维吾尔语词向量的评测研究

(新疆大学信息科学与工程学院,新疆多语种信息技术实验室,新疆 乌鲁木齐 830046)

词向量; 维吾尔语; 评测任务

Research on Uyghur word embedding evaluation
WU Hao,WUMAIER Aishan*,WANG Lulu,ABIDEREXITI Kahaerjiang,YIBULAYIN Tuergen

(Xinjiang Laboratory of Multi-language Information Technology,College of Information Science and Engineering,Xinjiang University,Urumqi 830046,China)
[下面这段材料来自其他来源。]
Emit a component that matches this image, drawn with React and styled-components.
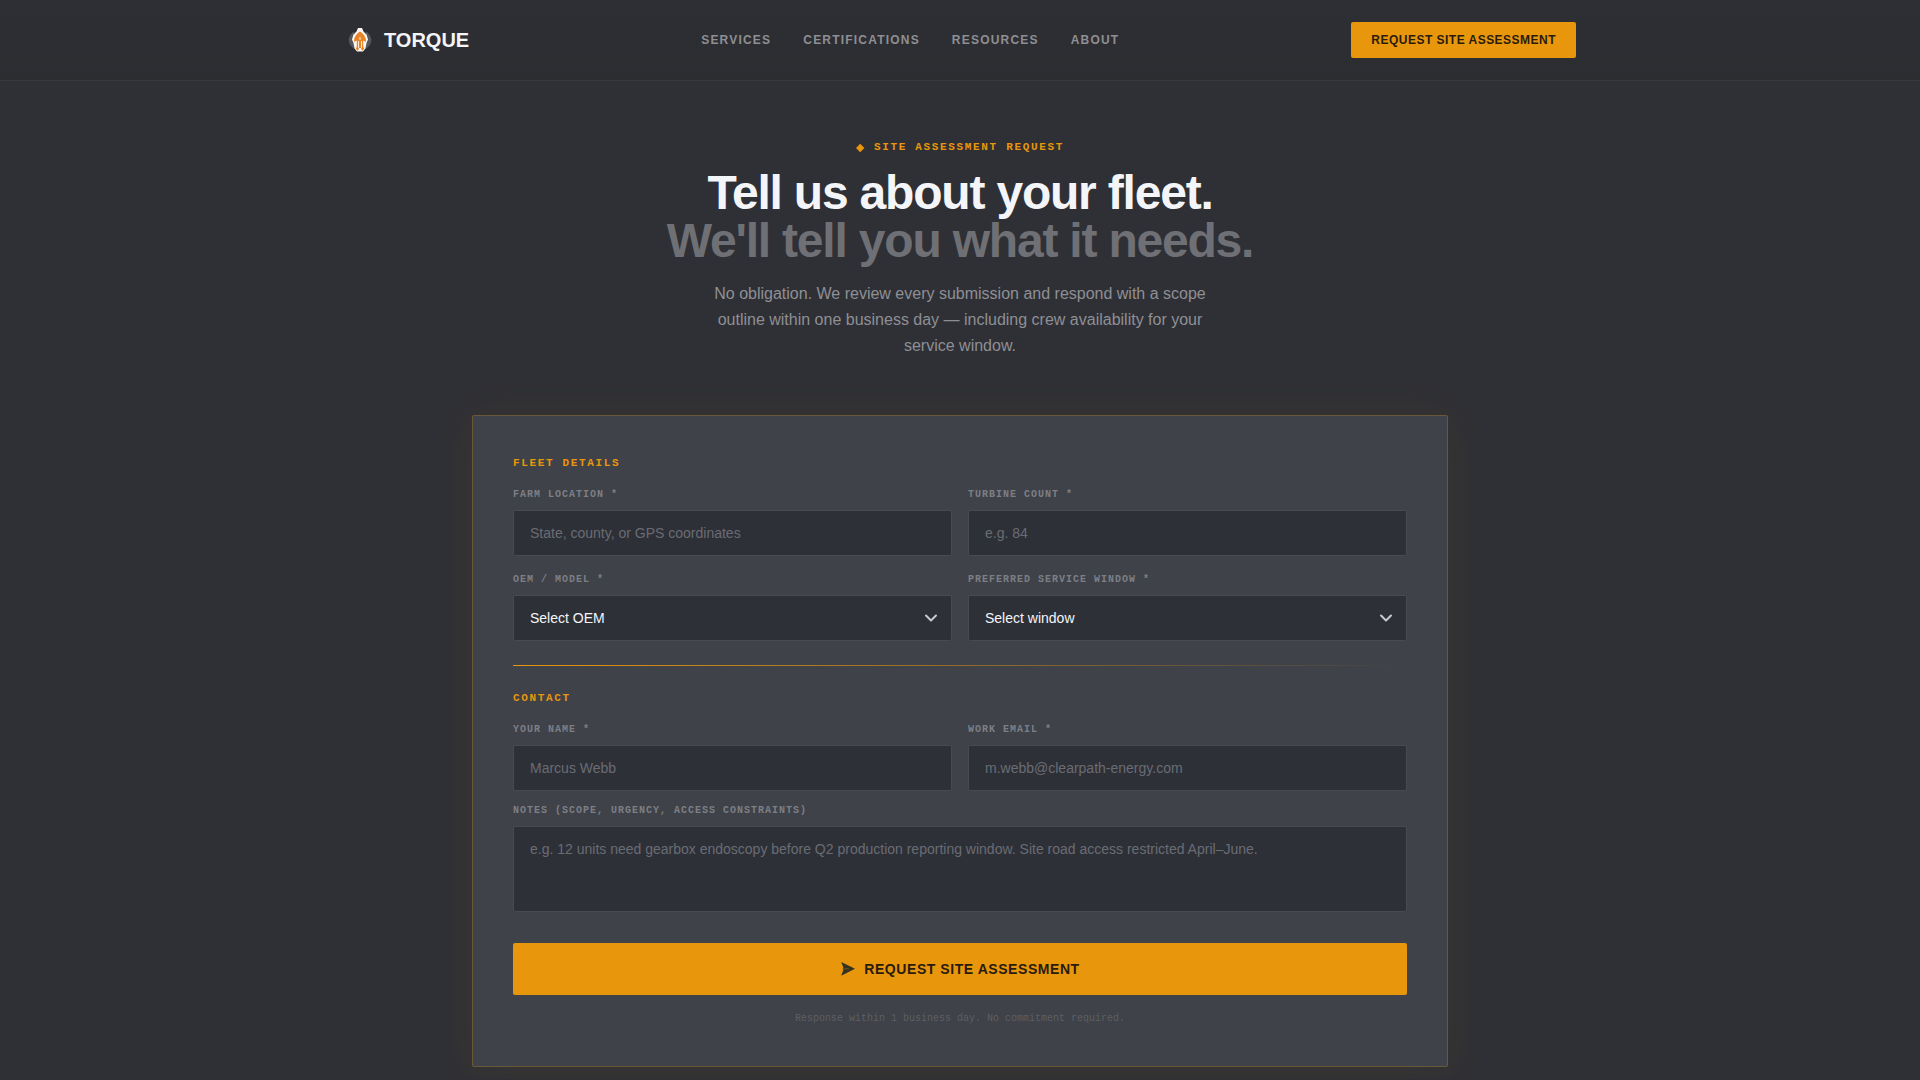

DOI: 10.6043/j.issn.0438-0479.201811028

备注

目前探究维吾尔语词向量表示的相关研究报道很少,在对其性能评价、实际使用等方面存在一些问题亟待解决.基于此,构建了维吾尔语版wordsim240和word analogy词向量评测数据集; 提出了新的单词语义相似度评测方法,并以命名实体识别任务作为实际任务验证其有效性; 同时分析了改进的类比推理评测方法鉴别词向量表示语义的能力.实验结果显示,提出及改进的方法均能有效应用于评测任务; 且在较小语料规模下,较低维度(64,128,256维)的词向量在各项评测任务上表现更好.

Currently,Uyghur word embedding has been rarely investigated,and some problems remain to be solved in the performance evaluation and practical application.This paper primarily constructs the vector evaluation data set of wordsim240 and word analogy in Uyghur,and proposes a new method of word semantic similarity evaluation whose validity is verified by name entity recognition task.The ability of identifying the semantic representation using the improved analogic reasoning method is analyzed.Experimental results indicate that the proposed and improved method can be applied to the evaluation tasks effectively.Under small-scale corpus,low-dimensional(64,128,256 dimension)word embedding performs satisfactorily.